Meeting Ambitious Reduction Goals

Despite ambitious goals, California and the Bay Area have had only limited success at bending down the emissions curve. In 2014, GHG emissions in the state fell by less than one percent, and vehicle miles traveled (VMT) increased, surpassing the previous peak reached in 2007. Vehicle miles traveled in the Bay Area are also trending in the wrong direction and, as a result, congestion is increasing.

The slow reduction in emissions is in part due to California’s strong job recovery, coupled with an inability to match that strength in housing production, especially in coastal regions that tend to be job centers. In the 30 years spanning 1980 to 2010, the average metropolitan region across the nation increased its housing stock by 54 percent, while coastal metros in California increased their housing stocks by an average of 32 percent. San Francisco and Los Angeles produced housing at an even lower level, adding just 20 percent to their overall housing stocks. A lack of housing supply in desirable regions and job centers causes prices to rise and residents to look farther and farther from central cities to outlying areas, which are often areas less served by transit.

These trends are particularly evident in the Bay Area, where the region’s exceptional job generation has fueled the strongest economic recovery in the US but has not fueled a parallel growth in housing units. In 2015, the Bay Area economy added 133,00 jobs but only 16,000 units of housing. The surge in demand and the dearth of supply have caused home prices to soar and anyone who does not own their home to become increasingly at risk of displacement. The median home price in the Bay Area is now $712,000, up 80 percent since 2009, and is fast approaching the pre-recession peak of $729,000 in 2007. Congestion in the region is also on the rise, climbing 33 percent from 2010 to 2014. The Bay Area is now tied with Los Angeles in hours of traffic delay and congestion cost per commuter and ranks just behind Washington DC, the most congested region in the country. In 2013, over 100,000 commuters in the region traveled 90 minutes or more to reach their jobs.
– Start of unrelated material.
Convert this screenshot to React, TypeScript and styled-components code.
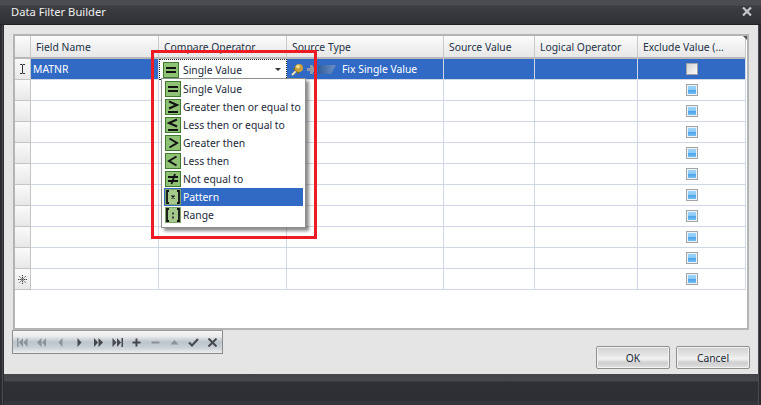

Falling Behind on Building Within Priority Development Areas

In order to plan for and monitor housing production, state law requires that local governments adopt a housing element as a part of their general plans. Each jurisdiction in the state must conduct a Regional Housing Needs Allocation (RHNA) assessment—a state-mandated process intended to identify by affordability level the total number of housing units that each jurisdiction must build in order to make room for new residents and maintain affordability. Under SB 375, a majority of these units are to be built within PDAs.

Priority Development Areas were established by SB 375 to support future growth in a sustainable manner. Identified and approved by local cities or counties, these areas within existing communities are typically accessible to transit, jobs, shopping and other services. Under Plan Bay Area, over 70 local governments voluntarily designated nearly 200 PDAs which are intended to absorb about 80 percent of new housing and over 60 percent of new jobs on less than 5 percent of the Bay Area’s land. The overall intended results are locally-supported, compact and efficient growth patterns that meet GHG reduction targets and provide adequate housing for the Bay Area’s growing population.
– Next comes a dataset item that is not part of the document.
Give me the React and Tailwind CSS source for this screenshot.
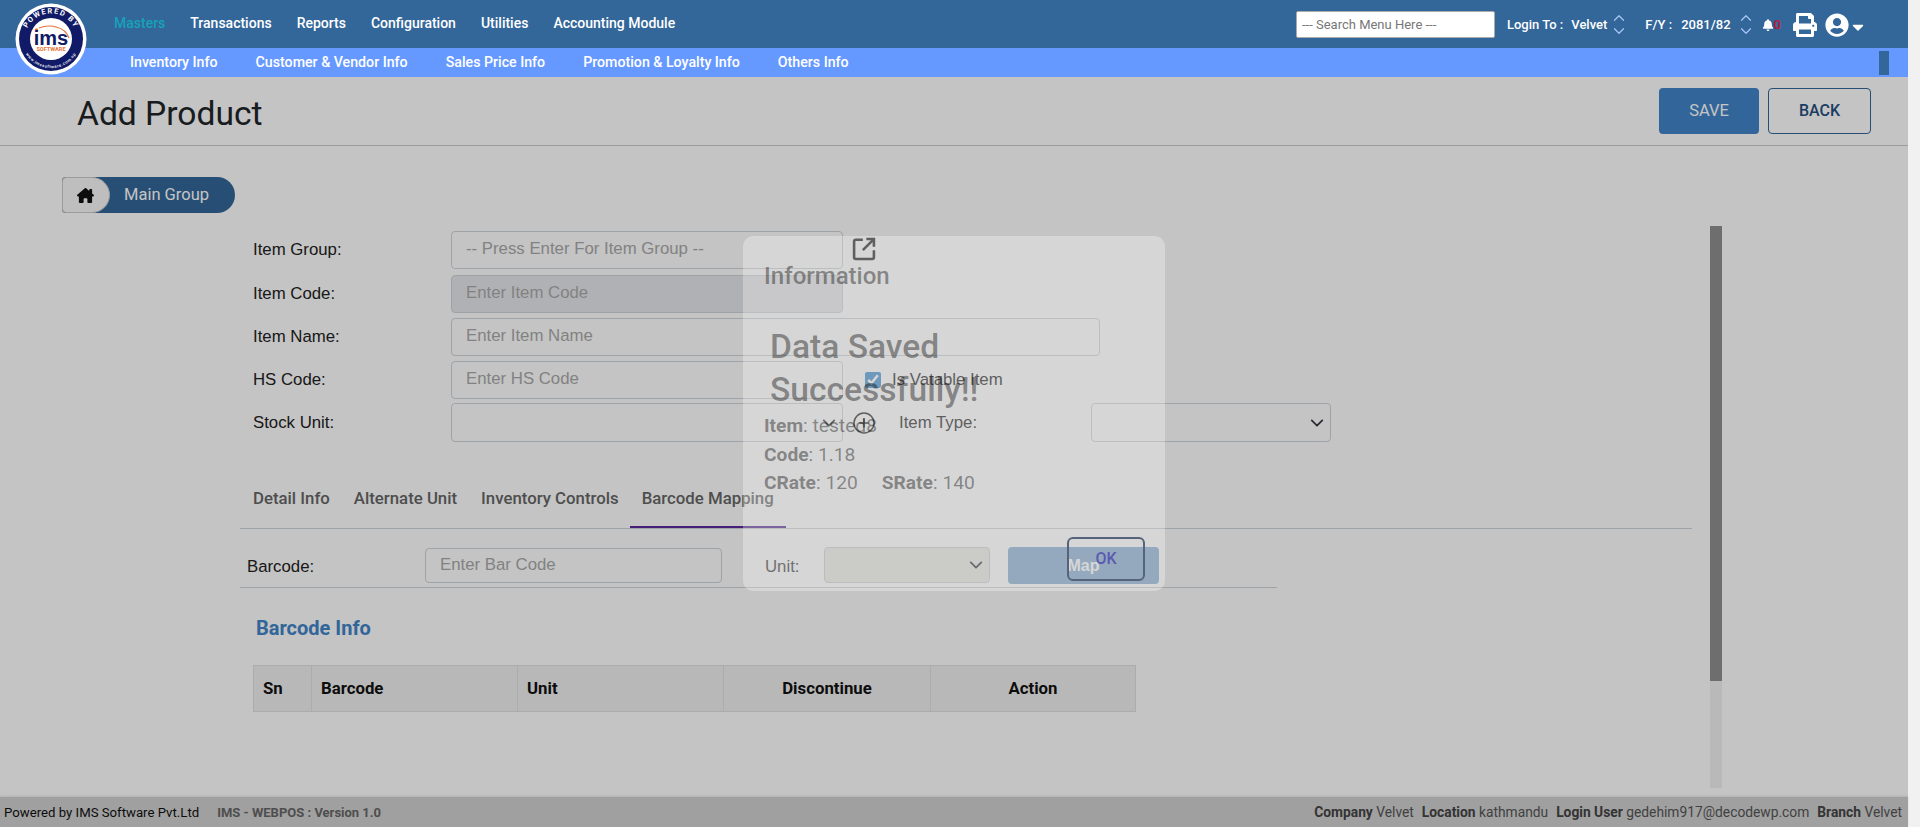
import React from "react";
import { FaBell, FaPrint, FaUserCircle, FaCaretDown } from "react-icons/fa";
import { FaHouseChimney } from "react-icons/fa6";
import { ChevronUp, ChevronDown, CirclePlus } from "lucide-react";

const Logo = () => (
  <svg width="72" height="72" viewBox="0 0 72 72" className="absolute left-[15px] top-[3px]">
    <defs>
      <path id="arcTop" d="M10 42 A26.500 26.500 0 1 1 62 42" />
      <path id="arcBot" d="M7 41 A29.500 29.500 0 0 0 65 41" />
    </defs>
    <circle cx="36" cy="36" r="35.500" fill="#fff" />
    <circle cx="36" cy="36" r="32" fill="#101a66" />
    <circle cx="36" cy="36" r="21" fill="#fff" />
    <text fill="#fff" fontSize="7.400" fontWeight="700" letterSpacing="1.400" fontFamily="Roboto, sans-serif">
      <textPath href="#arcTop" startOffset="50%" textAnchor="middle">POWERED BY</textPath>
    </text>
    <text fill="#fff" fontSize="4.200" letterSpacing="0.500" fontFamily="Roboto, sans-serif">
      <textPath href="#arcBot" startOffset="50%" textAnchor="middle">www.imssoftware.com.np</textPath>
    </text>
    <path d="M24 25 C34 21 50 23 54 35" fill="none" stroke="#e8743b" strokeWidth="1.100" />
    <circle cx="21.500" cy="27" r="1.700" fill="#e8743b" />
    <text x="36" y="41.500" textAnchor="middle" fill="#101a66" fontSize="20" fontWeight="700" fontFamily="'Liberation Sans', sans-serif">ims</text>
    <text x="36" y="48" textAnchor="middle" fill="#e8743b" fontSize="5.600" fontWeight="700" fontFamily="Roboto, sans-serif">SOFTWARE</text>
  </svg>
);

const Updown = () => (
  <span className="flex flex-col w-[16px] items-center text-[#a9c6f5] -my-1">
    <ChevronUp size={18} strokeWidth={1.6} className="-mb-[5px]" />
    <ChevronDown size={18} strokeWidth={1.6} />
  </span>
);

const Chevron = ({ className = "" }) => (
  <svg viewBox="0 0 16 16" width="14" height="14" className={"absolute top-1/2 -translate-y-1/2 pointer-events-none " + className}>
    <path d="M2 5l6 6 6-6" fill="none" stroke="#343a40" strokeWidth="2" strokeLinecap="round" strokeLinejoin="round" />
  </svg>
);

const inputCls =
  "h-[38px] rounded-[4px] border border-[#ced4da] bg-white px-[14px] pb-[2px] text-[16.8px] outline-none placeholder:text-[#aaa]";

const Label = ({ children }) => <label className="w-[198px] shrink-0 text-[16.8px] text-[#222]">{children}</label>;

const Select = ({ w, bg = "bg-white", h = "h-[39px]" }) => (
  <div className={"relative " + w}>
    <select className={"w-full rounded-[4px] border border-[#ced4da] appearance-none " + h + " " + bg}></select>
    <Chevron className="right-[7px]" />
  </div>
);

export default function App() {
  return (
    <div className="relative flex h-[827px] w-full overflow-hidden bg-[#f1f1f1] font-['Roboto',sans-serif]">
      <div className="flex w-[1908px] shrink-0 flex-col bg-white">
        <header className="relative z-20 h-[77px] shrink-0 text-[14px] font-medium text-white">
          <Logo />
          <div className="flex h-[48px] items-center bg-[#336699] pl-[114px]">
            <nav className="flex gap-[25px] -mt-[2px]">
              <span className="text-[#17a2b8]">Masters</span>
              <span>Transactions</span>
              <span>Reports</span>
              <span>Configuration</span>
              <span>Utilities</span>
              <span>Accounting Module</span>
            </nav>
            <div className="ml-auto flex items-center pr-[41px] pt-[1px] text-[13px]">
              <input
                placeholder="--- Search Menu Here ---"
                className="h-[27px] w-[199px] rounded-[2px] border border-[#aaa] bg-white px-[5px] text-[13px] font-normal outline-none placeholder:text-[#777]"
              />
              <span className="ml-[12px]">Login To :</span>
              <span className="ml-[8px]">Velvet</span>
              <span className="ml-[4px]"><Updown /></span>
              <span className="ml-[18px]">F/Y :</span>
              <span className="ml-[9px]">2081/82</span>
              <span className="ml-[7px]"><Updown /></span>
              <FaBell size={12} className="ml-[8px]" />
              <span className="text-[#c8102e]">0</span>
              <FaPrint size={24} className="ml-[12px]" />
              <FaUserCircle size={24} className="ml-[8px]" />
              <FaCaretDown size={18} className="mt-[4px]" />
            </div>
          </div>
          <div className="flex h-[29px] items-center bg-[#6699ff] pl-[130px] pr-[19px]">
            <nav className="flex gap-[38px] pt-[1px] text-[14.2px]">
              <span>Inventory Info</span>
              <span>Customer &amp; Vendor Info</span>
              <span>Sales Price Info</span>
              <span>Promotion &amp; Loyalty Info</span>
              <span>Others Info</span>
            </nav>
            <span className="ml-auto h-[24px] w-[10px] bg-[#336699]"></span>
          </div>
        </header>

        <div className="flex h-[69px] shrink-0 items-center border-b border-[#ccc] pl-[77px] pr-[37px]">
          <h1 className="mt-[6px] text-[33.6px] font-normal text-[#212529]">Add Product</h1>
          <button className="ml-auto h-[46px] w-[100px] rounded-[4px] bg-[#4284c7] text-[16.5px] text-white">SAVE</button>
          <button className="ml-[9px] h-[46px] w-[103px] rounded-[4px] border border-[#336699] text-[16px] font-medium text-[#264f7f]">BACK</button>
        </div>

        <main className="flex min-h-0 flex-1 flex-col">
          <div className="ml-[62px] mt-[31px] flex h-[36px] w-[173px] items-center rounded-r-[18px] rounded-l-[4px] bg-[#336699]">
            <span className="flex h-[36px] w-[48px] items-center justify-center rounded-r-[18px] rounded-l-[4px] border border-[#ccc] bg-[#f7f7f7] pr-[1px]">
              <FaHouseChimney size={17} className="text-[#111]" />
            </span>
            <span className="ml-[14px] pt-[1px] text-[16.5px] text-white">Main Group</span>
          </div>

          <div className="ml-[240px] mt-[13px] flex flex-1 min-h-0">
            <div className="w-[1452px] shrink-0">
              <div className="pl-[13px] pt-[5px] font-['Liberation_Sans',sans-serif]">
                <div className="flex items-center">
                  <Label>Item Group:</Label>
                  <input placeholder="-- Press Enter For Item Group --" className={inputCls + " w-[392px]"} />
                  <svg viewBox="0 0 24 24" width="28" height="28" className="ml-[7px] -mt-[2px]" fill="none" stroke="#222" strokeWidth="2.200">
                    <path d="M11 4H5a1.500 1.500 0 0 0-1.500 1.500v13.500A1.500 1.500 0 0 0 5 20.500h14a1.500 1.500 0 0 0 1.500-1.500v-6" />
                    <path d="M14 3.500h6.500V10M20.500 3.500L11 13" />
                  </svg>
                </div>
                <div className="mt-[6px] flex items-center">
                  <Label>Item Code:</Label>
                  <input placeholder="Enter Item Code" className={inputCls + " w-[392px] !bg-[#e6e7eb]"} />
                </div>
                <div className="mt-[5px] flex items-center">
                  <Label>Item Name:</Label>
                  <input placeholder="Enter Item Name" className={inputCls + " w-[649px]"} />
                </div>
                <div className="mt-[5px] flex items-center">
                  <Label>HS Code:</Label>
                  <input placeholder="Enter HS Code" className={inputCls + " w-[392px]"} />
                  <input type="checkbox" defaultChecked className="ml-[22px] h-[16px] w-[16px] accent-[#3b8ed0]" />
                  <span className="ml-[11px] text-[16.8px] text-[#222]">Is Vatable Item</span>
                </div>
                <div className="mt-[4px] flex items-center">
                  <Label>Stock Unit:</Label>
                  <Select w="w-[392px]" />
                  <CirclePlus size={24} strokeWidth={1.5} className="ml-[9px] text-[#222]" />
                  <span className="ml-[23px] w-[192px] text-[16.8px] text-[#222]">Item Type:</span>
                  <Select w="w-[240px]" />
                </div>
              </div>

              <div className="mt-[27px] flex h-[60px] items-center border-b border-[#ced4da] pl-[13px] pt-[1px] text-[16.8px] font-medium text-[#666]">
                <span>Detail Info</span>
                <span className="ml-[24px]">Alternate Unit</span>
                <span className="ml-[24px]">Inventory Controls</span>
                <span className="ml-[11px] flex h-full w-[156px] items-center justify-center border-b-[2px] border-[#5b2a9d] pt-[2px]">Barcode Mapping</span>
              </div>

              <div className="flex h-[59px] w-[1037px] items-center border-b border-[#ced4da] pl-[7px] pt-[14px] font-['Liberation_Sans',sans-serif]">
                <span className="w-[178px] pt-[3px] text-[16.8px] text-[#222]">Barcode:</span>
                <input placeholder="Enter Bar Code" className="h-[35px] w-[297px] rounded-[4px] border border-[#ced4da] bg-white px-[14px] text-[16.8px] outline-none placeholder:text-[#aaa]" />
                <span className="ml-[43px] w-[59px] pt-[3px] text-[16.8px] text-[#444]">Unit:</span>
                <Select w="w-[166px]" bg="bg-[#ecede7]" h="h-[36px]" />
                <button className="ml-[18px] h-[37px] w-[151px] rounded-[4px] bg-[#85aed4] pt-[1px] text-[16px] font-bold text-white">Map</button>
              </div>

              <h2 className="ml-[16px] mt-[28px] text-[20px] font-bold leading-[24px] text-[#4284c7]">Barcode Info</h2>

              <table className="ml-[13px] mt-[25px] table-fixed border-collapse text-[16.8px] font-bold text-[#111]">
                <thead>
                  <tr className="h-[46px] bg-[#f0f0f0]">
                    <th className="w-[58px] border border-[#dee2e6] pl-[9px] text-left font-bold">Sn</th>
                    <th className="w-[206px] border border-[#dee2e6] pl-[9px] text-left font-bold">Barcode</th>
                    <th className="w-[206px] border border-[#dee2e6] pl-[9px] text-left font-bold">Unit</th>
                    <th className="w-[207px] border border-[#dee2e6] text-center font-bold">Discontinue</th>
                    <th className="w-[205px] border border-[#dee2e6] text-center font-bold">Action</th>
                  </tr>
                </thead>
              </table>
            </div>
            <div className="ml-[18px] mb-[9px] flex w-[12px] flex-col bg-[#f1f1f1]">
              <div className="h-[455px] bg-[#8f8f8f]"></div>
            </div>
          </div>
        </main>

        <footer className="flex h-[30px] shrink-0 items-center justify-between bg-[#d0d0d0] pl-[4px] pr-[6px] pt-[1px] shadow-[0_-1px_2px_rgba(0,0,0,0.1)]">
          <div className="text-[13px]">
            <span className="text-[13.2px] text-[#111]">Powered by IMS Software Pvt.Ltd</span>
            <span className="ml-[18px] font-bold text-[#666]">IMS - WEBPOS : Version 1.0</span>
          </div>
          <div className="text-[13.8px] text-[#555]">
            <b className="text-[#444]">Company</b> Velvet
            <b className="ml-[8px] text-[#444]">Location</b> kathmandu
            <b className="ml-[8px] text-[#444]">Login User</b> gedehim917@decodewp.com
            <b className="ml-[8px] text-[#444]">Branch</b> Velvet
          </div>
        </footer>
      </div>

      {/* dim backdrop + dialog */}
      <div className="absolute left-0 top-[77px] bottom-0 z-10 w-[1908px] bg-black/[0.23]">
        <div className="absolute left-[743px] top-[159px] h-[355px] w-[422px] rounded-[10px] bg-white/30 text-black/40">
          <div className="pl-[21px] pt-[26px] text-[24px] font-medium leading-[28px]">Information</div>
          <div className="ml-[27px] mt-[35px] w-[300px] text-[33.6px] font-medium leading-[43px]">Data Saved Successfully!!</div>
          <div className="ml-[21px] mt-[1px] text-[19.2px] leading-[28.500px]">
            <div><b className="font-bold">Item</b>: tested8</div>
            <div><b className="font-bold">Code</b>: 1.18</div>
            <div><b className="font-bold">CRate</b>: 120<b className="ml-[24px] font-bold">SRate</b>: 140</div>
          </div>
          <button className="absolute left-[324px] top-[301px] h-[44px] w-[78px] rounded-[6px] border-2 border-[#55647a] text-[16px] font-medium text-[#5a5ab0]">OK</button>
        </div>
      </div>
    </div>
  );
}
As a whole, the Bay Area was only successful in permitting 57 percent of its allocated housing during the 2007–2014 RHNA cycle, leaving a deficit of 91,402 units. The majority of the unpermitted units (90,057) were allocated to be affordable for very low- to moderate-income households. Given the significant time and effort put into planning for infill development, the slow progress on housing development within PDAs is striking. During the first two years of Plan Bay Area’s implementation, only half (54 percent) of all permitted housing was located within PDAs. A recent sample of 65 PDAs conducted for Plan Bay Area found that only 235,000 of 337,600 allocated housing units were likely to be built by the 2040 deadline.
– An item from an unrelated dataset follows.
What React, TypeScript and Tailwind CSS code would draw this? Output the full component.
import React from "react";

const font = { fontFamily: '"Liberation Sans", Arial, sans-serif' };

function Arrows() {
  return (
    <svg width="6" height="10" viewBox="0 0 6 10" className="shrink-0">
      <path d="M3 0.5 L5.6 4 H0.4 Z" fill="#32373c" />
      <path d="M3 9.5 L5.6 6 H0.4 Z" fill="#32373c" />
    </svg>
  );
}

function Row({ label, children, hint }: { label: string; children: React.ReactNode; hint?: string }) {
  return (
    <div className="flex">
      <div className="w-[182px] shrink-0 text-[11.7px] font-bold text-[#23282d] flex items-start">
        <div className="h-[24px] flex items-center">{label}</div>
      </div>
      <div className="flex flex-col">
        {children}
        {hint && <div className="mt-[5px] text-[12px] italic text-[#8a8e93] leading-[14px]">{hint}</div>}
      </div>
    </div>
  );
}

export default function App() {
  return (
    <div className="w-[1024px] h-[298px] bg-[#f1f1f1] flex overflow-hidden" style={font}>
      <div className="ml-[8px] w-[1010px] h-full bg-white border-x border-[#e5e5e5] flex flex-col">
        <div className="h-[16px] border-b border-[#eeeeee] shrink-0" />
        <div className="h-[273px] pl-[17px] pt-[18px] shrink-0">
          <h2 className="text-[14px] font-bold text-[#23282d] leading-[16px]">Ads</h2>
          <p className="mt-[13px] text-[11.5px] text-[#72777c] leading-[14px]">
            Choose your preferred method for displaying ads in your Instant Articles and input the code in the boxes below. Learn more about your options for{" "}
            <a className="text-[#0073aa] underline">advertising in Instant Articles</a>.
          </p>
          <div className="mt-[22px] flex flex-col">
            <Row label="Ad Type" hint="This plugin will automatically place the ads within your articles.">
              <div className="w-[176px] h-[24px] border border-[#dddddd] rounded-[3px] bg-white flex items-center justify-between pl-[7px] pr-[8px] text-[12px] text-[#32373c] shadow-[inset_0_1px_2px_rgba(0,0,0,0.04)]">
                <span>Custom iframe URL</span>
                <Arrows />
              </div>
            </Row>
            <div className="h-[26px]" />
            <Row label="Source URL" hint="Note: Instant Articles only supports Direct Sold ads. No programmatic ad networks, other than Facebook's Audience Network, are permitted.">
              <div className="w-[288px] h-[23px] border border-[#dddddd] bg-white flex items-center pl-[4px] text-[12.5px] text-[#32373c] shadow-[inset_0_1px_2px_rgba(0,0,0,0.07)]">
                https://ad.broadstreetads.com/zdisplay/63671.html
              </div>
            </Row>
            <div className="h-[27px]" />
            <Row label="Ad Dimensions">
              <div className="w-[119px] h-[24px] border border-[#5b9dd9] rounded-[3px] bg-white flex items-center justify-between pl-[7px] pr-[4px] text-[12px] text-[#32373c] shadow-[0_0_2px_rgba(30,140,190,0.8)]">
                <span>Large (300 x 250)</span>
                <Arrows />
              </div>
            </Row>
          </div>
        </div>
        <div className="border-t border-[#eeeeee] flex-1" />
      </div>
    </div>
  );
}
As the MTC Bay Area Housing Production map shows, the majority of cities in the Bay Area are significantly behind in meeting their RHNA obligations. Only a quarter of the region’s cities are on track to meet their targets, and many of them are smaller communities, accounting for a relatively small number of units regionwide. If the rate of new housing construction continues at the pace it did between 2010 and 2015, San Francisco won’t fill its housing allocation until 2044, just behind the 2040 deadline. However, it will take San Jose until 2068 and Oakland well into the 2100s to meet their allocations.

Plan Bay Area and RHNA projections have also significantly underestimated the levels of job and population growth the region has seen. Based on the construction rate from 2010 to 2015, the region won’t meet its 2040 housing allocation until 2065, while jobs in the region reached the level projected for 2020 five years early.

 

Outsourcing Housing to the Megaregion

The Bay Area’s strong economy and weak housing growth have contributed to the region’s runaway housing costs, and home prices in the region are increasing faster than incomes. The Bay Area median home price is currently three times higher than the median price in nearby San Joaquin County. As a result, the Bay Area has begun outsourcing a portion of its housing obligations to the farthest reaches of the region, and even into the Central Valley.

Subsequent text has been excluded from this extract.